▸ **DATA LINES**:
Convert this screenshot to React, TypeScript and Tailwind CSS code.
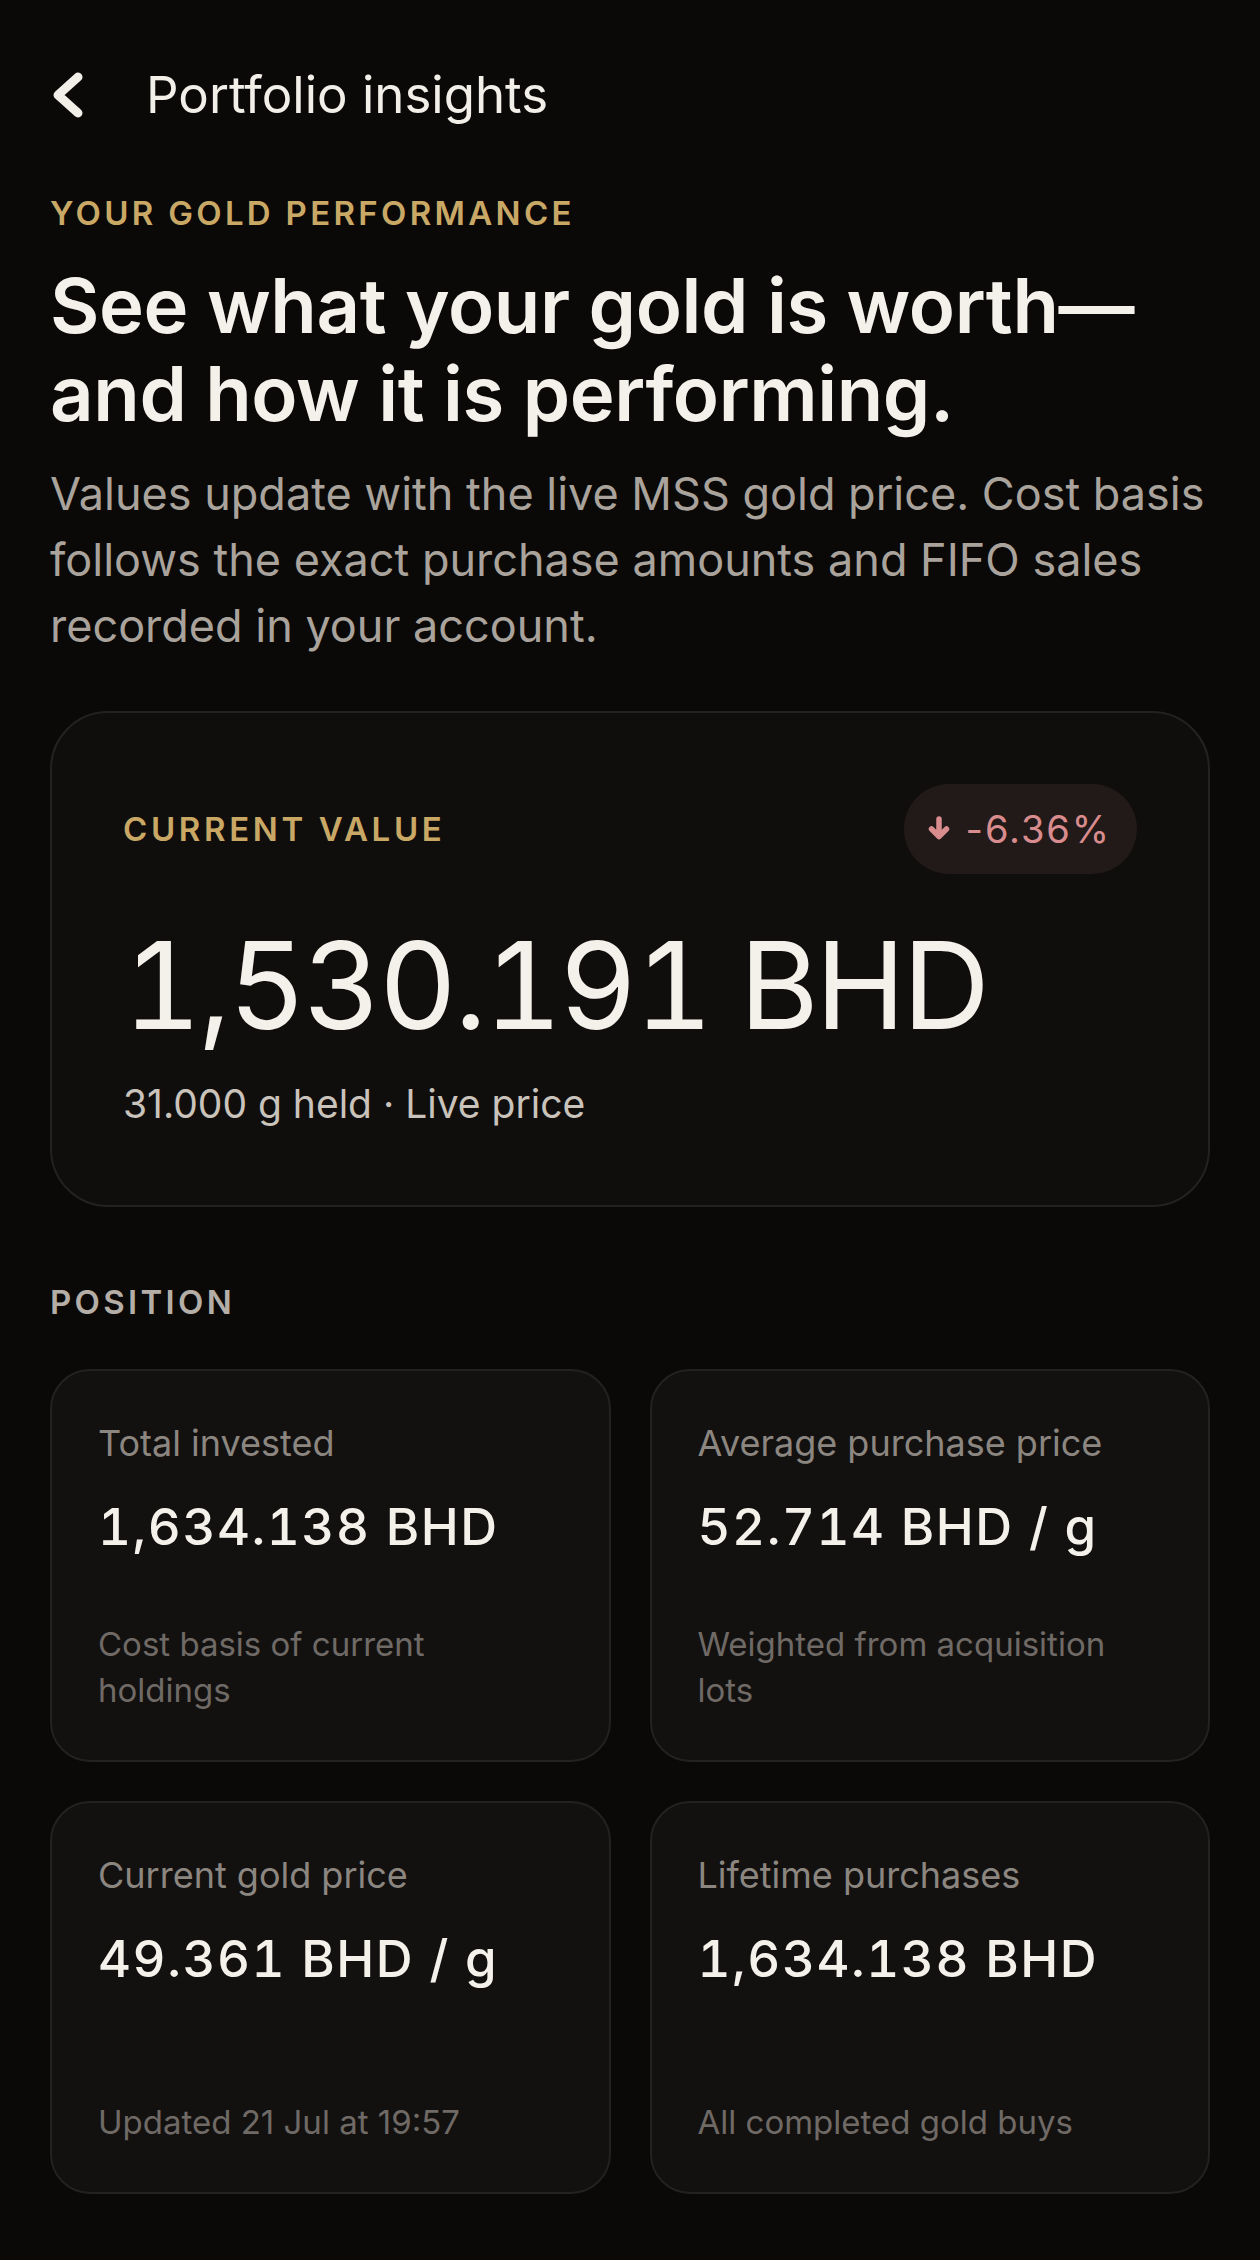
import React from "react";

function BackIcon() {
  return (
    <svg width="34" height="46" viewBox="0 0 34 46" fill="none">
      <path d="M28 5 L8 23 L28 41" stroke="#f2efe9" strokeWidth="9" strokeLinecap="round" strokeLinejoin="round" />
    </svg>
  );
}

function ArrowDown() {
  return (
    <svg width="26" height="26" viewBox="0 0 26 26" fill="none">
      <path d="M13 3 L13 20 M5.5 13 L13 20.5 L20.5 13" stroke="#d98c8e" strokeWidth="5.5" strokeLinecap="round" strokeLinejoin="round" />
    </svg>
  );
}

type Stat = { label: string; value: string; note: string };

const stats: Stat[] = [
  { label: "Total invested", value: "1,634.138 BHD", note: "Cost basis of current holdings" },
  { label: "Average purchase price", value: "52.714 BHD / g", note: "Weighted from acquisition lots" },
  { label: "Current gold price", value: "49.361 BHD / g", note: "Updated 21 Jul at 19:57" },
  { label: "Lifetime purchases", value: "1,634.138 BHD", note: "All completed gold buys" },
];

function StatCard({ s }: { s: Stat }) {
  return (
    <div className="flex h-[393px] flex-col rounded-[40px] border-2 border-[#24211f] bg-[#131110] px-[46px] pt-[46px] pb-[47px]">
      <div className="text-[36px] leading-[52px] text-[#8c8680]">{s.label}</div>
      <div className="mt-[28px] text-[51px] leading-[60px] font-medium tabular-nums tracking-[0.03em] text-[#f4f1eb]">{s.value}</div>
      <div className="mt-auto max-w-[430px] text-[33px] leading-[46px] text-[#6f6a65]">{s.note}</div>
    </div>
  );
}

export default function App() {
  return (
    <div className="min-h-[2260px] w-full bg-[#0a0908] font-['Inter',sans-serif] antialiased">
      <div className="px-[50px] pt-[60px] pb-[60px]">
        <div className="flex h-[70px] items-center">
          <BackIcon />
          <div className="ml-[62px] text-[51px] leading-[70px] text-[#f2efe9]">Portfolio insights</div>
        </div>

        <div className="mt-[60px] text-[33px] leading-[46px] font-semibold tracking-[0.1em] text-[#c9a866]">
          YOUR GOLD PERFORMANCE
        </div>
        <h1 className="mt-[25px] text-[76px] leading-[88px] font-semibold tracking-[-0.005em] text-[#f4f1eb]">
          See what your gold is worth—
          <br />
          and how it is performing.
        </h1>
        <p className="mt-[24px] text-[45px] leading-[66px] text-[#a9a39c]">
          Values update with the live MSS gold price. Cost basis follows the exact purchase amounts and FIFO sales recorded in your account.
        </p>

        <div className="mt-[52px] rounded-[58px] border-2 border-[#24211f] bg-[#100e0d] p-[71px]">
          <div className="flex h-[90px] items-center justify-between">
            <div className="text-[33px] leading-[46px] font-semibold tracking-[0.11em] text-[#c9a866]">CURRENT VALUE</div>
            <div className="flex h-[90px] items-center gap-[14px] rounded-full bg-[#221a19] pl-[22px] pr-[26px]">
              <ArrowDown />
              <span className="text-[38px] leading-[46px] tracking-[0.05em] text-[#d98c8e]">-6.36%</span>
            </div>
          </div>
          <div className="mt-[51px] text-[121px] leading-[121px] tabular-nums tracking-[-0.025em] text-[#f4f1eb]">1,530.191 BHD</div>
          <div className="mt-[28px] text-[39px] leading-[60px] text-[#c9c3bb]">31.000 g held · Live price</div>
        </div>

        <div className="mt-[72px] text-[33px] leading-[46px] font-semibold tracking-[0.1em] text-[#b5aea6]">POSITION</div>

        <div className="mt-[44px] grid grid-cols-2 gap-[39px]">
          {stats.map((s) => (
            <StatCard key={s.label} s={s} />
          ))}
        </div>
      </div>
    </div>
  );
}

▸ **AIM**:
Repeat the data exactly, excluding the pictures.

▸ **EXERCISE OUTPUT**:
Convert this screenshot to React, TypeScript and Tailwind CSS code.
import React from "react";

function BackIcon() {
  return (
    <svg width="34" height="46" viewBox="0 0 34 46" fill="none">
      <path d="M28 5 L8 23 L28 41" stroke="#f2efe9" strokeWidth="9" strokeLinecap="round" strokeLinejoin="round" />
    </svg>
  );
}

function ArrowDown() {
  return (
    <svg width="26" height="26" viewBox="0 0 26 26" fill="none">
      <path d="M13 3 L13 20 M5.5 13 L13 20.5 L20.5 13" stroke="#d98c8e" strokeWidth="5.5" strokeLinecap="round" strokeLinejoin="round" />
    </svg>
  );
}

type Stat = { label: string; value: string; note: string };

const stats: Stat[] = [
  { label: "Total invested", value: "1,634.138 BHD", note: "Cost basis of current holdings" },
  { label: "Average purchase price", value: "52.714 BHD / g", note: "Weighted from acquisition lots" },
  { label: "Current gold price", value: "49.361 BHD / g", note: "Updated 21 Jul at 19:57" },
  { label: "Lifetime purchases", value: "1,634.138 BHD", note: "All completed gold buys" },
];

function StatCard({ s }: { s: Stat }) {
  return (
    <div className="flex h-[393px] flex-col rounded-[40px] border-2 border-[#24211f] bg-[#131110] px-[46px] pt-[46px] pb-[47px]">
      <div className="text-[36px] leading-[52px] text-[#8c8680]">{s.label}</div>
      <div className="mt-[28px] text-[51px] leading-[60px] font-medium tabular-nums tracking-[0.03em] text-[#f4f1eb]">{s.value}</div>
      <div className="mt-auto max-w-[430px] text-[33px] leading-[46px] text-[#6f6a65]">{s.note}</div>
    </div>
  );
}

export default function App() {
  return (
    <div className="min-h-[2260px] w-full bg-[#0a0908] font-['Inter',sans-serif] antialiased">
      <div className="px-[50px] pt-[60px] pb-[60px]">
        <div className="flex h-[70px] items-center">
          <BackIcon />
          <div className="ml-[62px] text-[51px] leading-[70px] text-[#f2efe9]">Portfolio insights</div>
        </div>

        <div className="mt-[60px] text-[33px] leading-[46px] font-semibold tracking-[0.1em] text-[#c9a866]">
          YOUR GOLD PERFORMANCE
        </div>
        <h1 className="mt-[25px] text-[76px] leading-[88px] font-semibold tracking-[-0.005em] text-[#f4f1eb]">
          See what your gold is worth—
          <br />
          and how it is performing.
        </h1>
        <p className="mt-[24px] text-[45px] leading-[66px] text-[#a9a39c]">
          Values update with the live MSS gold price. Cost basis follows the exact purchase amounts and FIFO sales recorded in your account.
        </p>

        <div className="mt-[52px] rounded-[58px] border-2 border-[#24211f] bg-[#100e0d] p-[71px]">
          <div className="flex h-[90px] items-center justify-between">
            <div className="text-[33px] leading-[46px] font-semibold tracking-[0.11em] text-[#c9a866]">CURRENT VALUE</div>
            <div className="flex h-[90px] items-center gap-[14px] rounded-full bg-[#221a19] pl-[22px] pr-[26px]">
              <ArrowDown />
              <span className="text-[38px] leading-[46px] tracking-[0.05em] text-[#d98c8e]">-6.36%</span>
            </div>
          </div>
          <div className="mt-[51px] text-[121px] leading-[121px] tabular-nums tracking-[-0.025em] text-[#f4f1eb]">1,530.191 BHD</div>
          <div className="mt-[28px] text-[39px] leading-[60px] text-[#c9c3bb]">31.000 g held · Live price</div>
        </div>

        <div className="mt-[72px] text-[33px] leading-[46px] font-semibold tracking-[0.1em] text-[#b5aea6]">POSITION</div>

        <div className="mt-[44px] grid grid-cols-2 gap-[39px]">
          {stats.map((s) => (
            <StatCard key={s.label} s={s} />
          ))}
        </div>
      </div>
    </div>
  );
}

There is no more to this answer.